Attorney General Koster obtains order prohibiting Sedalia business from defrauding consumers trying to obtain immigration forms

Jefferson City, Mo. - Attorney General Chris Koster today obtained a temporary restraining order in the Pettis County Circuit Court prohibiting Immigration Forms & Publications, Inc. (IFP), located in Sedalia, from advertising, offering for sale, or selling immigration forms and services in Missouri or to Missouri consumers.

Koster has filed a lawsuit against the company and its managers, Thomas B. Laurence and Elizabeth L. Meredith, alleging the company defrauded consumers attempting to get immigration forms and information from the U.S. Citizenship and Immigration Services (USCIS).

"This temporary restraining order will prevent this company from defrauding further unsuspecting consumers who are trying to follow the law," Koster said. "In the meantime, this office will aggressively pursue this company and any other company that tries to steal money from vulnerable, trusting consumers."

Koster said the company has operated under the names Immigration Forms and Services and U.S. Immigration Center. When consumers - primarily immigrants and their families wanting to obtain green cards, green card renewals, citizenship applications, and other immigration-related documents - conduct an Internet search for the USCIS official website, many have inadvertently accessed one of the IFP websites. The IFP websites direct the consumer to call an 800 number, which is answered by IFP phone operatives in Sedalia. The phone operatives lead consumers to believe they have reached USCIS. IFP then charged consumers fees ranging from $250 to $2,500 to obtain immigration-related forms that they could obtain at no cost from USCIS. However, USCIS charges similar prices to process these forms; IFP did not tell consumers there would be an additional USCIS fee for processing.

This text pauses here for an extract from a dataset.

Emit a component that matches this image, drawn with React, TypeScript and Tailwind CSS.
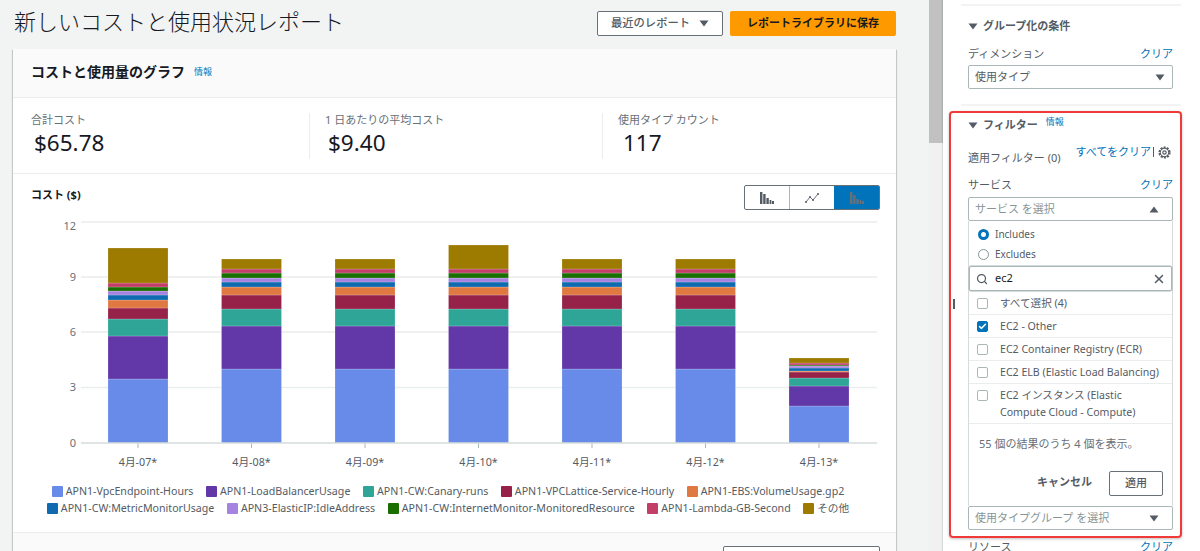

In addition, Koster said some IFP customers who paid for forms never received the forms, received out-of-date forms, or received the wrong forms. Also, some IFIP representatives who offered customers assistance in completing the forms provided inaccurate information or made mistakes completing the forms. When consumers eventually discovered they had been duped, they were unable to get refunds.

Koster's lawsuit alleges three counts of Unlawful Merchandising Practices violations and asks the court to issue preliminary and permanent injunctions prohibiting further violations of the law; require the defendants provide full restitution to victims and pay all court and investigative costs; and require defendants pay the state a civil penalty of $1,000 per violation and an amount equal to 10 percent of total restitution ordered.